Intel Launches Gaudi 3 AI Accelerator: 70% Faster Training, 50% Faster Inference Compared to NVIDIA H100, Promises Better Efficiency Too

Apr 9th, 2024 13:59 Discuss (14 Comments)

During the Vision 2024 event, Intel announced its latest Gaudi 3 AI accelerator, promising significant improvements over its predecessor. Intel claims the Gaudi 3 offers up to 70% improvement in training performance, 50% better inference, and 40% better efficiency than Nvidia's H100 processors. The new AI accelerator is presented as a PCIe Gen 5 dual-slot add-in card with a 600 W TDP or an OAM module with 900 W. The PCIe card has the same peak 1,835 TeraFLOPS of FP8 performance as the OAM module despite a 300 W lower TDP. The PCIe version works as a group of four per system, while the OAM HL-325L modules can be run in an eight-accelerator configuration per server. This likely will result in a lower sustained performance, given the lower TDP, but it confirms that the same silicon is used, just finetuned with a lower frequency. Built on TSMC's N5 5 nm node, the AI accelerator features 64 Tensor Cores, delivering double the FP8 and quadruple FP16 performance over the previous generation Gaudi 2.
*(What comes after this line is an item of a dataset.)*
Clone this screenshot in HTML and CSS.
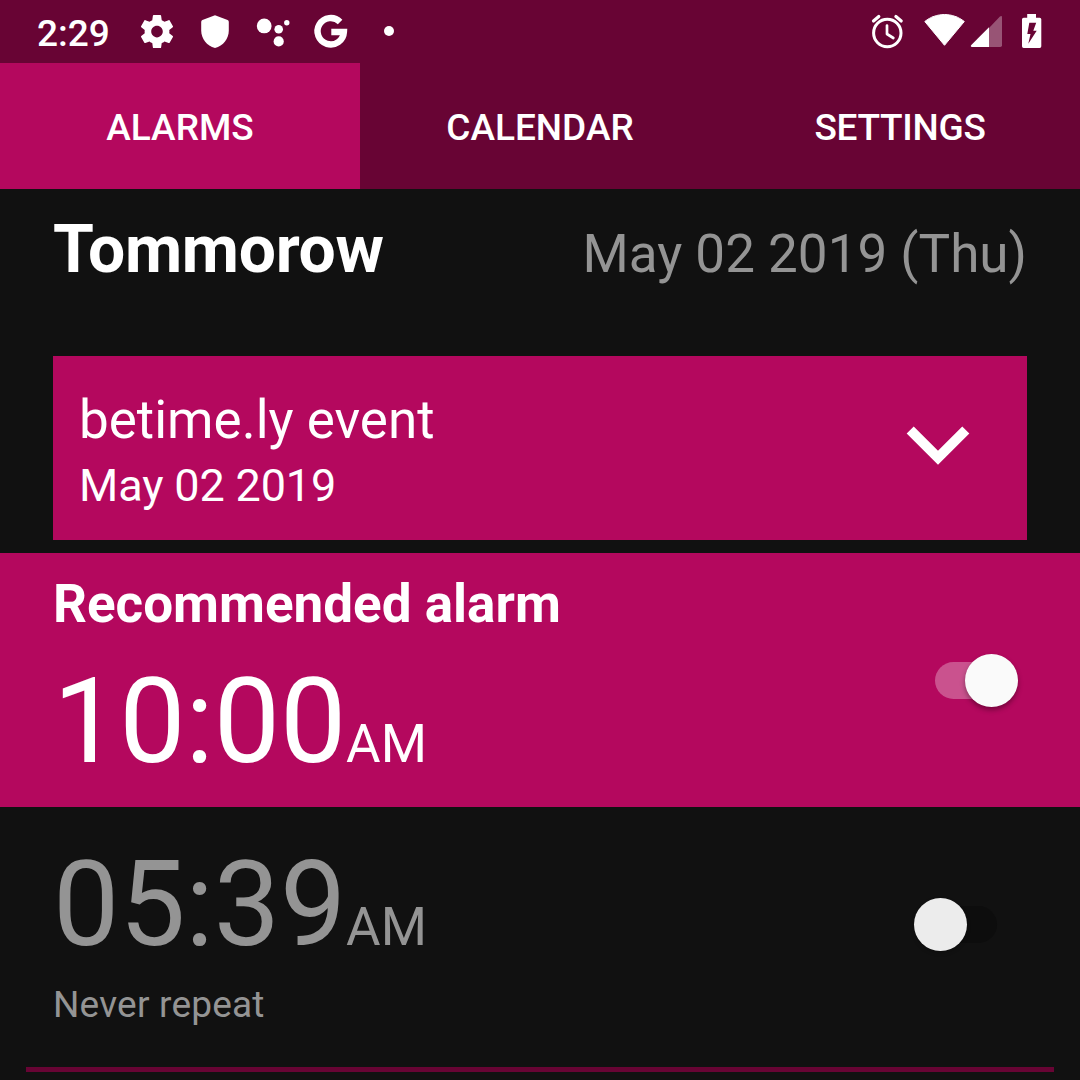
FILE: index.html
```html
<!DOCTYPE html>
<html lang="en">
<head>
<meta charset="utf-8">
<title>Alarms</title>
<link rel="stylesheet" href="styles.css">
</head>
<body>
<header class="status">
  <span class="clock">2:29</span>
  <div class="notifications">
    <svg width="40" height="63" viewBox="0 0 40 63"><path fill="#fff" transform="translate(.2 11.8) scale(1.65)" d="M19.43 12.98c.04-.32.07-.64.07-.98s-.03-.66-.07-.98l2.11-1.65c.19-.15.24-.42.12-.64l-2-3.46c-.12-.22-.39-.3-.61-.22l-2.49 1c-.52-.4-1.08-.73-1.69-.98l-.38-2.65C14.46 2.18 14.25 2 14 2h-4c-.25 0-.46.18-.49.42l-.38 2.65c-.61.25-1.17.59-1.69.98l-2.49-1c-.23-.09-.49 0-.61.22l-2 3.46c-.13.22-.07.49.12.64l2.11 1.65c-.04.32-.07.65-.07.98s.03.66.07.98l-2.11 1.65c-.19.15-.24.42-.12.64l2 3.46c.12.22.39.3.61.22l2.49-1c.52.4 1.08.73 1.69.98l.38 2.65c.03.24.24.42.49.42h4c.25 0 .46-.18.49-.42l.38-2.65c.61-.25 1.17-.59 1.69-.98l2.49 1c.23.09.49 0 .61-.22l2-3.46c.12-.22.07-.49-.12-.64l-2.11-1.65zM12 15.5c-1.93 0-3.5-1.57-3.5-3.5s1.57-3.5 3.5-3.5 3.5 1.57 3.5 3.5-1.57 3.5-3.5 3.5z"/></svg>
    <svg width="40" height="63" viewBox="0 0 40 63"><path fill="#fff" d="M20 15.2 32.6 20q1.2.5 1.2 2v8.500c0 8-5.500 15.500-13.800 17.500C11.700 46 6.200 38.500 6.200 30.500V22q0-1.500 1.200-2z"/></svg>
    <svg width="40" height="63" viewBox="0 0 40 63"><g fill="#fff"><circle cx="11.200" cy="25.900" r="7.400"/><circle cx="25.700" cy="29.300" r="4.300"/><circle cx="25.700" cy="41.400" r="5.100"/><circle cx="33.800" cy="22.700" r="2.700"/></g></svg>
    <svg width="40" height="63" viewBox="0 0 40 63"><path fill="none" stroke="#fff" stroke-width="6.400" d="M29.100 22A13.200 13.200 0 1 0 32.900 32H20.300"/></svg>
    <svg width="40" height="63" viewBox="0 0 40 63"><circle cx="20" cy="31" r="5" fill="#fff"/></svg>
  </div>
  <div class="system">
    <svg class="alarm-icon" width="40" height="63" viewBox="0 0 40 63"><g fill="none" stroke="#fff"><circle cx="20.300" cy="33" r="13.700" stroke-width="3"/><path stroke-width="2.700" stroke-linejoin="round" stroke-linecap="round" d="M20 25.500V34l6.300 4"/><path stroke-width="3.200" stroke-linecap="round" d="m6.500 21 5.300-4.500M34.200 21l-5.300-4.500"/></g></svg>
    <svg class="wifi-icon" width="42" height="63" viewBox="0 0 42 63"><path fill="#fff" stroke="#fff" stroke-width="1" stroke-linejoin="round" d="M.8 21.500C12.500 12.200 28.500 12.200 40.300 21.500L20.500 45.300z"/></svg>
    <svg class="signal-icon" width="32" height="63" viewBox="0 0 32 63"><path fill="#fff" fill-opacity=".32" d="M19 28 29.700 16.800Q32 15 32 17.500V45.300q0 1.700-1.700 1.700H19z"/><path fill="#fff" d="M19 27.300V47H2q-2-.3-.7-2z"/></svg>
    <svg width="20" height="63" viewBox="0 0 20 63"><path fill="#fff" fill-rule="evenodd" d="M5.200 14H14v3.700h3.700q1.600 0 1.600 1.600v27q0 1.700-1.600 1.700H1.700Q0 48 0 46.300v-27q0-1.600 1.700-1.600h3.500zM7.300 22.700 5.300 34H8.500L6.300 43.700 14.700 30.700H11.300L14.200 22.700z"/></svg>
  </div>
</header>
<nav class="tabs">
  <div class="tab active">ALARMS</div>
  <div class="tab">CALENDAR</div>
  <div class="tab tab-settings">SETTINGS</div>
</nav>
<main>
  <section class="day">
    <h1 class="day-name">Tommorow</h1>
    <span class="date">May 02 2019 (Thu)</span>
  </section>
  <section class="event">
    <div>
      <div class="event-name">betime.ly event</div>
      <div class="event-date">May 02 2019</div>
    </div>
    <svg class="chevron" width="64" height="40" viewBox="0 0 64 40"><path fill="none" stroke="#fff" stroke-width="10" d="M4.200 4 32 31.700 59.800 4"/></svg>
  </section>
  <section class="alarm recommended">
    <div>
      <h2 class="alarm-title">Recommended alarm</h2>
      <div class="time">10:00<span class="period">AM</span></div>
    </div>
    <div class="switch on"><div class="knob"></div></div>
  </section>
  <section class="alarm regular">
    <div>
      <div class="time">05:39<span class="period">AM</span></div>
      <div class="repeat">Never repeat</div>
    </div>
    <div class="switch off"><div class="knob"></div></div>
  </section>
  <hr class="divider">
</main>
</body>
</html>
```
FILE: styles.css
```css
* { box-sizing: border-box; }
body {
  margin: 0;
  width: 1080px;
  height: 1080px;
  overflow: hidden;
  background: #111;
  color: #fff;
  font-family: Roboto, sans-serif;
}
svg { display: block; flex: none; }
h1, h2 { margin: 0; }
.status {
  display: flex;
  height: 63px;
  padding: 0 38px 0 37px;
  background: #680434;
}
.clock {
  width: 100px;
  font-size: 37px;
  font-weight: 500;
  line-height: 67px;
}
.notifications { display: flex; gap: 18px; }
.system { display: flex; margin-left: auto; }
.alarm-icon { margin-right: 17px; }
.wifi-icon { margin-right: 4px; }
.signal-icon { margin-right: 20px; }
.tabs {
  display: grid;
  grid-template-columns: repeat(3, 1fr);
  height: 126px;
  background: #680434;
}
.tab {
  height: 126px;
  font-size: 37px;
  font-weight: 500;
  line-height: 129px;
  text-align: center;
}
.tab-settings { letter-spacing: -.3px; }
.active { background: #b4085e; }
.day {
  display: flex;
  justify-content: space-between;
  align-items: baseline;
  height: 167px;
  padding: 22px 53px 0;
}
.day-name { font-size: 66px; line-height: 77px; letter-spacing: -.3px; }
.date { color: #949494; font-size: 53px; line-height: 62px; }
.event {
  display: flex;
  justify-content: space-between;
  height: 184px;
  margin: 0 53px 13px;
  padding: 33px 57px 0 26px;
  background: #b4085e;
}
.event-name { font-size: 53px; line-height: 62px; }
.event-date { margin-top: 8px; font-size: 45px; line-height: 53px; letter-spacing: -.15px; }
.chevron { margin-top: 37px; }
.alarm { display: flex; justify-content: space-between; }
.recommended {
  height: 254px;
  padding: 20px 62px 0 53px;
  background: #b4085e;
}
.alarm-title { font-size: 53px; line-height: 62px; }
.time { margin-top: 18px; font-size: 118px; line-height: 138px; letter-spacing: -.15px; }
.period { font-size: 53px; line-height: 0; letter-spacing: 0; }
.regular {
  height: 260px;
  padding: 11px 83px 0 53px;
  color: #949494;
}
.repeat { margin-top: 9px; font-size: 37px; line-height: 43px; letter-spacing: .2px; }
.switch {
  display: flex;
  align-items: center;
  width: 83px;
  height: 37px;
  border-radius: 19px;
}
.on { justify-content: flex-end; margin-top: 89px; background: rgba(255, 255, 255, .3); }
.off { margin-top: 88px; background: #0d0d0d; }
.knob {
  flex: none;
  width: 53px;
  height: 53px;
  border-radius: 50%;
  background: #fafafa;
  box-shadow: 0 3px 5px rgba(0, 0, 0, .35);
}
.off .knob { background: #ececec; box-shadow: 0 2px 4px rgba(0, 0, 0, .2); }
.divider { height: 5px; margin: 0 26px; border: 0; background: #680434; }
```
The Gaudi 3 AI chip comes with 128 GB of HBM2E with 3.7 TB/s of bandwidth and 24 200 Gbps Ethernet NICs, with dual 400 Gbps NICs used for scale-out. All of that is laid out on 10 tiles that make up the Gaudi 3 accelerator, which you can see pictured below. There is 96 MB of SRAM split between two compute tiles, which acts as a low-level cache that bridges data communication between Tensor Cores and HBM memory. Intel also announced support for the new performance-boosting standardized MXFP4 data format and is developing an AI NIC ASIC for Ultra Ethernet Consortium-compliant networking. The Gaudi 3 supports clusters of up to 8192 cards, coming from 1024 nodes comprised of systems with eight accelerators. It is on track for volume production in Q3, offering a cost-effective alternative to NVIDIA accelerators with the additional promise of a more open ecosystem. More information and a deeper dive can be found in the Gaudi 3 Whitepaper.
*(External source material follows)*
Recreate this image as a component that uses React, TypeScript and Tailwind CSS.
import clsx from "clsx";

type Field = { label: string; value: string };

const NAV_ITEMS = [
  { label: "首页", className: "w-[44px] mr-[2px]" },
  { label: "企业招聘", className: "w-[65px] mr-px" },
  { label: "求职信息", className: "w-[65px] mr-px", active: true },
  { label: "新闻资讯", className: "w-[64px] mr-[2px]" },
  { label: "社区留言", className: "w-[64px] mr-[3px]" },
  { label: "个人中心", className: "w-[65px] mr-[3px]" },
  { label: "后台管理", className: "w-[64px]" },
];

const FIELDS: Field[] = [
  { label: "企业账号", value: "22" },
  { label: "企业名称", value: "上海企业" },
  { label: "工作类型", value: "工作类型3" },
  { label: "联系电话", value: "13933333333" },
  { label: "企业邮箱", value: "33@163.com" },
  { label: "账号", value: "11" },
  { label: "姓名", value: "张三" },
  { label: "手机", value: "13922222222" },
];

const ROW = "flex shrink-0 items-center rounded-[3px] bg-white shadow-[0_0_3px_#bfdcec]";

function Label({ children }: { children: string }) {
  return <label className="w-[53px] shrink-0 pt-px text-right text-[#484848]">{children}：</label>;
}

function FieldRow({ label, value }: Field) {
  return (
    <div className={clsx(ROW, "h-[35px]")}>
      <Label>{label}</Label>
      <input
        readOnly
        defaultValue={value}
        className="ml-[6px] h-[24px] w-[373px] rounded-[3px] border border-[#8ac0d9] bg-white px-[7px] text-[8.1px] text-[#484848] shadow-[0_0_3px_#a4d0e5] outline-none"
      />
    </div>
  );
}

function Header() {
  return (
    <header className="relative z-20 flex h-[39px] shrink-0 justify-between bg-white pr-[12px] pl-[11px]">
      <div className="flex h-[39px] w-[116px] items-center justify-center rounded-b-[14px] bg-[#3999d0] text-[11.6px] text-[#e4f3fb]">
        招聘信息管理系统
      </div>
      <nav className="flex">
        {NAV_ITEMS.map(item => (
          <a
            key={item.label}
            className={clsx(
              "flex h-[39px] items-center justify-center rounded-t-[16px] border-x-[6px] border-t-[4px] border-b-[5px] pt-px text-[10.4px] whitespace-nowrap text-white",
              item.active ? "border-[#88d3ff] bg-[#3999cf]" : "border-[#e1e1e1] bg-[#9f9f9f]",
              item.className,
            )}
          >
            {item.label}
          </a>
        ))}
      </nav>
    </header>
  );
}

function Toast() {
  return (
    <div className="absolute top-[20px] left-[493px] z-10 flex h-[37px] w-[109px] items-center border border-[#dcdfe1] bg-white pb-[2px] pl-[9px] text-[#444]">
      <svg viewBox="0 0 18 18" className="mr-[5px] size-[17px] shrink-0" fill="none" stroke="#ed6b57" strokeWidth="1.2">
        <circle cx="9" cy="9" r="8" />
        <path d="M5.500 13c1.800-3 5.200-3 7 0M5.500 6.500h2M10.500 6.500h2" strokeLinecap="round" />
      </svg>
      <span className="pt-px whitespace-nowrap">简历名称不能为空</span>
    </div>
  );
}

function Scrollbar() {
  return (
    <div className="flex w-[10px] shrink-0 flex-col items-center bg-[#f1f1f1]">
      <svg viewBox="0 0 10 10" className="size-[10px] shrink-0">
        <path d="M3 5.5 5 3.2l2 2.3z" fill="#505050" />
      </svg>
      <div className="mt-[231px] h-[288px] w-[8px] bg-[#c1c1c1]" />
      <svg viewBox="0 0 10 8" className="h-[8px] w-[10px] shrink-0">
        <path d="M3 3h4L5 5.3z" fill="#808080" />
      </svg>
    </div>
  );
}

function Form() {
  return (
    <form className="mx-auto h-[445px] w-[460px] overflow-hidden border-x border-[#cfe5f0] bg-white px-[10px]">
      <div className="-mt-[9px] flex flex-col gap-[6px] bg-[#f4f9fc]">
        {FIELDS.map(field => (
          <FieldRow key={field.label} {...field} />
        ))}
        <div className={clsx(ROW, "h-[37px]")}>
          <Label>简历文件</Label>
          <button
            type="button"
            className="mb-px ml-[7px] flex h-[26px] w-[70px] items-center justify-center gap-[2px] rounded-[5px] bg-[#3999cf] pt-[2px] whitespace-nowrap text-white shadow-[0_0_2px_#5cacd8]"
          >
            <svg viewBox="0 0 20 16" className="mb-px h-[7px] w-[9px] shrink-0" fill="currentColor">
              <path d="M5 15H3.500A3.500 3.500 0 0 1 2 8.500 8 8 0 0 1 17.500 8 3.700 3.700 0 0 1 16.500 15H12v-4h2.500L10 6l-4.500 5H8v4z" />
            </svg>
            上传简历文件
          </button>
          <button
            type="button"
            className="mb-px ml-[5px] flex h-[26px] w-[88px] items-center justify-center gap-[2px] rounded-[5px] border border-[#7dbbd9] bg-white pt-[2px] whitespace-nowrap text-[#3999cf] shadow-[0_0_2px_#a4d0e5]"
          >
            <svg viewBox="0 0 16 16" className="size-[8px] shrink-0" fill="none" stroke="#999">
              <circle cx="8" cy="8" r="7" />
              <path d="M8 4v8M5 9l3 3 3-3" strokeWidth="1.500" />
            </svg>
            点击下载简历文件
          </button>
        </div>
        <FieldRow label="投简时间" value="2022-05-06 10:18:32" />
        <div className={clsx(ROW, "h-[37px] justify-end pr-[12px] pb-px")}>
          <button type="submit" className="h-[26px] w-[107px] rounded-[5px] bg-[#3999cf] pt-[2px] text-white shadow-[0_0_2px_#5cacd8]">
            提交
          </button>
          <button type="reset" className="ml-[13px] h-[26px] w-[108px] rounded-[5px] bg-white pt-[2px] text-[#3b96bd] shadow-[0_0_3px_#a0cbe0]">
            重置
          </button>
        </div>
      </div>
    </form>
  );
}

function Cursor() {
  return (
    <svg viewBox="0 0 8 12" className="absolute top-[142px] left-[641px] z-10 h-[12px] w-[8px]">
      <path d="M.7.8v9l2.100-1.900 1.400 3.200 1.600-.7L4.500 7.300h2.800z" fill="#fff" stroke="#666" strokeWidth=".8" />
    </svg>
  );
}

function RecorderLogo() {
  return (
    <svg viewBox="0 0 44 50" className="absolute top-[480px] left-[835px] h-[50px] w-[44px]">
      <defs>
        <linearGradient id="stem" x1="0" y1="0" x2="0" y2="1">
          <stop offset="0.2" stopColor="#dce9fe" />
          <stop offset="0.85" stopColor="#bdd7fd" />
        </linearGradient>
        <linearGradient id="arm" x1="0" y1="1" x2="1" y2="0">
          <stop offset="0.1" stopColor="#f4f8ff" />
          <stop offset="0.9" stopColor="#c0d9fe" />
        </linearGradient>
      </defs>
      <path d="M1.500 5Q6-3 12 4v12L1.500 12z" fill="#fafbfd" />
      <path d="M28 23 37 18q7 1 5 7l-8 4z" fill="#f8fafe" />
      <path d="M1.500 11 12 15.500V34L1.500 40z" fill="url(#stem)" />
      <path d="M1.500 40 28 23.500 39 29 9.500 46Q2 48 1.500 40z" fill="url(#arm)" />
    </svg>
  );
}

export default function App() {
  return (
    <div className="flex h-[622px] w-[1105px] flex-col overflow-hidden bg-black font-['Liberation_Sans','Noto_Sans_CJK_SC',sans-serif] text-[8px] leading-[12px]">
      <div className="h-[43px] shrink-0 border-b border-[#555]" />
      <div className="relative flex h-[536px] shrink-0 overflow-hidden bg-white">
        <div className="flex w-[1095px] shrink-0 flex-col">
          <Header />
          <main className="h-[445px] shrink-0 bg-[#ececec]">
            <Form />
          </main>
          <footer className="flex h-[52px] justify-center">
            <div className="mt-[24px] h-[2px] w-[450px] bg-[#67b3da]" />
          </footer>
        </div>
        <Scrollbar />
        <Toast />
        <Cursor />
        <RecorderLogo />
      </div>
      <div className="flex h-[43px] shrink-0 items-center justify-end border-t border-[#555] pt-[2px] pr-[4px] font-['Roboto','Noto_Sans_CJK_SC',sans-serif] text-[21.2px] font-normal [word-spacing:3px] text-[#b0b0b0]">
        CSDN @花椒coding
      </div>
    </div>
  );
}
Sources: Intel, Tom's Hardware

Add your own comment

14 Comments on Intel Launches Gaudi 3 AI Accelerator: 70% Faster Training, 50% Faster Inference Compared to NVIDIA H100, Promises Better Efficiency Too

Space Lynx

Astronaut

Shares a production line on TSMC? lol bad move Intel. Nvidia already bought all the production time from TSMC. Vaporware.

thesmokingman

Pat is begging Wallstreet to believe... lmao.

ScaLibBDP

Simply to note: Intel evaluates performance of its latest hardware with already outdated line of NVIDIA H100 accelerators.

Minus Infinity

Hardly a single person in the AI field believes Intel can be trusted to support the hardware long-term and then there is also the question of their software SYCL no one uses. ROCm on the other hand is well liked. Nearly all analysts says only AMD is is competitor to Nvidia.

Scrizz

Minus InfinityHardly a single person in the AI field believes Intel can be trusted to support the hardware long-term and then there is also the question of their software SYCL no one uses. ROCm on the other hand is well liked. Nearly all analysts says only AMD is is competitor to Nvidia.

Analysts lmao

Tomorrow

Space LynxShares a production line on TSMC? lol bad move Intel. Nvidia already bought all the production time from TSMC. Vaporware.
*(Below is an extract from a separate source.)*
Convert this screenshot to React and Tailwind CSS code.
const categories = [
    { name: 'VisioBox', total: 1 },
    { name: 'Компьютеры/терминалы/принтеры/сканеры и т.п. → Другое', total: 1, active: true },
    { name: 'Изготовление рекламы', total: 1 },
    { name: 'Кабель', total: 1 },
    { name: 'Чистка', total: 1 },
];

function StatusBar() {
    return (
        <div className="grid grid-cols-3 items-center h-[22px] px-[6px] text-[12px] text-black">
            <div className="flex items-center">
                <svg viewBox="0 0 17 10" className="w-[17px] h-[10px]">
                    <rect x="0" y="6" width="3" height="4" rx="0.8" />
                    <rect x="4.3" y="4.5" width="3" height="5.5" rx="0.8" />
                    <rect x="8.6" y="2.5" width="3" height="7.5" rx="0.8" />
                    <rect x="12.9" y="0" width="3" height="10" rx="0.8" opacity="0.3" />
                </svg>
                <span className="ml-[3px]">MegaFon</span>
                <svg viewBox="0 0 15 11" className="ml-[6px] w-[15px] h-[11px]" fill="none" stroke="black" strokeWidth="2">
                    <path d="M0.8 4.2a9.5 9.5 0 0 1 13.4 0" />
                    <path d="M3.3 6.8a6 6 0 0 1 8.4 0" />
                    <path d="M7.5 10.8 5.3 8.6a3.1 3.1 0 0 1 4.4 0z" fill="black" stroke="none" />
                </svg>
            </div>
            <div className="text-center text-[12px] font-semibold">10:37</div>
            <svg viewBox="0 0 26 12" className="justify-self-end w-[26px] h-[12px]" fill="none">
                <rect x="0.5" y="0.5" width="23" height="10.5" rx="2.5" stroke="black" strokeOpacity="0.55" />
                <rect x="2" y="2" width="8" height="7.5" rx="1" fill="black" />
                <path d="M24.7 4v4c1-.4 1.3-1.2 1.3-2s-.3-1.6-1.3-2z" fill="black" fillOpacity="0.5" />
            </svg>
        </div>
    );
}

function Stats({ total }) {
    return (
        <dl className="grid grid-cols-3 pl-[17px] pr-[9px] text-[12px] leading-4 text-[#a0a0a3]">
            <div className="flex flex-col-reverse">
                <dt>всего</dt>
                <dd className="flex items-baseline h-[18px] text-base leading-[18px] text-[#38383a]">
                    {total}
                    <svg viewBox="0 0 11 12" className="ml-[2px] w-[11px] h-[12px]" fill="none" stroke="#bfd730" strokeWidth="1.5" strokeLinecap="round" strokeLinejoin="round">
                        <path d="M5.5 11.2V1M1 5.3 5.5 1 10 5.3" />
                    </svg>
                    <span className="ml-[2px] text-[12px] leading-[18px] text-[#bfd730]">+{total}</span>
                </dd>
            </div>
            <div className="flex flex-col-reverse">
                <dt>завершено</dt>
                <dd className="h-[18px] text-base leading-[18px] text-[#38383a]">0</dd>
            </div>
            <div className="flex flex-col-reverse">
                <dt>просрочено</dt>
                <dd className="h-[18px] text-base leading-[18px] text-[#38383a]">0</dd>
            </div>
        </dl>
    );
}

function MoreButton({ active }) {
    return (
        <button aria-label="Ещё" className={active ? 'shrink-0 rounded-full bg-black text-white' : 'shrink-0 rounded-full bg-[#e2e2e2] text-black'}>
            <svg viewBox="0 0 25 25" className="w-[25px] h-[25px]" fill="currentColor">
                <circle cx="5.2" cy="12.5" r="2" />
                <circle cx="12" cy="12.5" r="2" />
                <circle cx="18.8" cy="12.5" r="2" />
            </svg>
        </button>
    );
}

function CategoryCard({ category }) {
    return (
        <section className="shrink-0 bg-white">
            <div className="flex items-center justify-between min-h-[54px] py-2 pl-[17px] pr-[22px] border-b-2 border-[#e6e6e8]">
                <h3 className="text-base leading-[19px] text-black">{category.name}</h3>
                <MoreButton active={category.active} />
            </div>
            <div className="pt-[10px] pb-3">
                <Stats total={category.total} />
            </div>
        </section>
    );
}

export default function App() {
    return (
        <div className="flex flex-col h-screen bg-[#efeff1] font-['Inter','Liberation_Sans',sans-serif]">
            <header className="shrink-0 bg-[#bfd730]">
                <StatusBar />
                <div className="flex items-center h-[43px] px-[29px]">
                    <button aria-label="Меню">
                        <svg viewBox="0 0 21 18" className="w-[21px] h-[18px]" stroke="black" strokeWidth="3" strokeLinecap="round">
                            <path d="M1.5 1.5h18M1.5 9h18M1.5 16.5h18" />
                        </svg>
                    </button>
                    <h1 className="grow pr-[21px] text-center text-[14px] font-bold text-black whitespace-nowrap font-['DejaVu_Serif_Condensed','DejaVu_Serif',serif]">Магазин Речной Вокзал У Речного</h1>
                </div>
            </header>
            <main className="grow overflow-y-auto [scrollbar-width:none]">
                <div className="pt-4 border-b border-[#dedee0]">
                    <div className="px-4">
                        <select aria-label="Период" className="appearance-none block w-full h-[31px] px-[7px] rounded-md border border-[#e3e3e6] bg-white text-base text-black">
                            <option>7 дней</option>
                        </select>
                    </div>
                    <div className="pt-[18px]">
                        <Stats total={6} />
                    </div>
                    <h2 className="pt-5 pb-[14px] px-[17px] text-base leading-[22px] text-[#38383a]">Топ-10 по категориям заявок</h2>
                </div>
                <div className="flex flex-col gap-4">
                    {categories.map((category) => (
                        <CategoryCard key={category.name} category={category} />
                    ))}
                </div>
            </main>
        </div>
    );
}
Intel will use 5nm. Nvidia Blackwell will use N4P.

stimpy88

If only there was an open-source alternative to CUDA. nGreedia would be back to "for the gamers" in a heartbeat!

Space Lynx

Astronaut

TomorrowIntel will use 5nm. Nvidia Blackwell will use N4P.

won't AI still be using 5nm node though? and that node is sold out until late 2025 last I read.

Tomorrow

Space Lynxwon't AI still be using 5nm node though? and that node is sold out until late 2025 last I read.

Both nodes are confirmed and tho they are both technically "5nm class" then i doubt that Intel will have capacity issues at TSMC.
I mean it also depends on demand. I doubt that the demand for Intel's products will rise that sharply.

Actually Intel using 5nm is a sign that they have not managed to secure more advanced nodes from TSMC. Nvidia already confirmed that they will use N4P and i suspect AMD will the same or similar. A top tier AI product going into volume production in Q3 2024 is generally expected to be made on 4nm or even 3nm already, not 5nm.

#10

Soul_

Space Lynxwon't AI still be using 5nm node though? and that node is sold out until late 2025 last I read.

And you think Intel just started their supply chain activities? Sold out to who? I think the answer is in your question itself.

#11

Fouquin

People don't understand how important those efficiency numbers are over H100. Right now it's not always a matter of how fast the core is, it's a matter of how many can be running at once. Even if Intel's chip was slower, if they offered more performance per watt than NVIDIA or AMD they would be a better buy. In the US at least we are literally hitting the limit of how many of these massive AI clusters we can have operating. A single state's power grid can only sustain maybe 100,000 H100 systems before capacity is exceeded. This creates an incredibly massive network bottleneck as all these clusters have to be sharing the load across great distances to train new models. If Intel comes in and says, "Hey, we can put 180,000 units into your maximum power budget with higher performance," that's a big win for them.

The other factor is availability, which we have seen referenced a few times now in regards to NVIDIA. NVIDIA has been delaying orders, withholding systems, or outright limiting purchase quantities with many of their clients that can't wait for the long lead times on getting H100 systems in hand and running. Intel and AMD are in prime position to take those clients from NVIDIA, and if Intel shows they can outright beat the H100s that these clients have already likely been trying to buy, and can offer shorter delivery windows, they become the defacto choice for those clients.

#12

Minus Infinity

ScrizzAnalysts lmao

As in people working in the field. You butt hurt Intel isn't a player?

#13

Scrizz

Minus InfinityAs in people working in the field. You butt hurt Intel isn't a player?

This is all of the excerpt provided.